La exquisitez de los trajes, lo cuidado del aspecto de Bestia o la búsqueda de lo maravilloso en todo cuanto rodea la mansión, no deja de ser un subrayado del mensaje último de la película: incluso aquel que en apariencia es una bestia, busca la belleza si aún es hombre en su interior. ¿Por qué lo hace? Porque la belleza es algo que sólo se puede apreciar desde el conocimiento, desde la experiencia, y por tanto sólo puede conocerse cuando se ahonda de forma más profunda que en los caracteres inmediatos de una persona; uno no se enamora de un cuerpo, uno querría reproducirse con un cuerpo; uno se enamora de la experiencia vital que supone estar con una persona determinada.

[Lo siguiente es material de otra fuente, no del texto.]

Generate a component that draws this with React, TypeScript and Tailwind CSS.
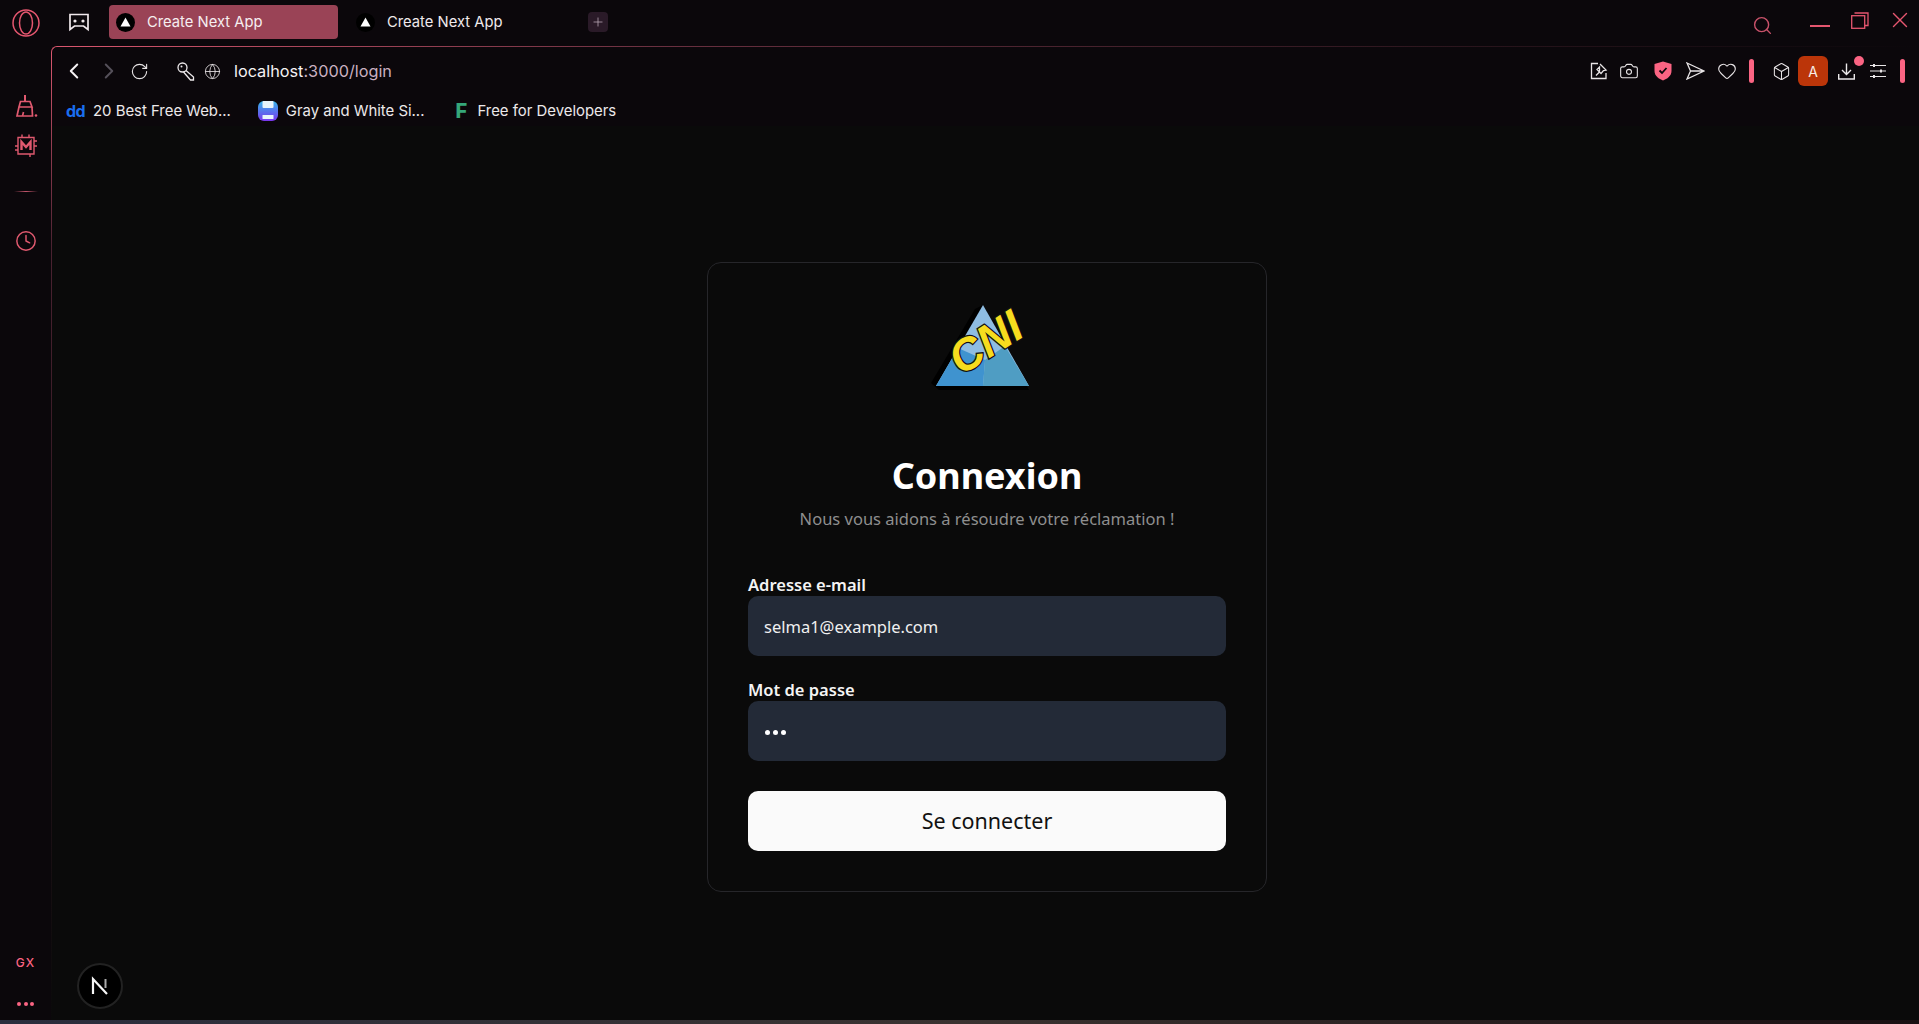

Por eso Cocteau renuncia al retrato de cualquier forma de egoísmo o búsqueda material en sus personajes, incluso de su fisicalidad perdida, cediéndole esa posición a los amargados secundarios —ya que, incluso el desencadenante, se da por una defensa de la belleza: se puede coger cuanto se desee del palacio de Bestia, salvo las rosas — , porque la pureza de las almas buenas está demasiado elevada para dejarse enfangar por las fútiles búsquedas de los pobres de espíritu.
Bestia no desea nada salvo que le dejen poder vivir feliz siendo inundado por la primaveral belleza de las rosas, sean éstas las rosas de su jardín o las rosas de su amor por Bella. Y si debe elegir entre vivir sin belleza o morir con ella, elegirá lo único que podría elegir cualquier hombre que no haya devenido bestia —que de hecho elige cuando la deja marchar una semana a ver a su familia, bajo la condición de que él morirá si no vuelve tras esa semana — : morir despreciando la vida vaciada de significado que le ofrecen.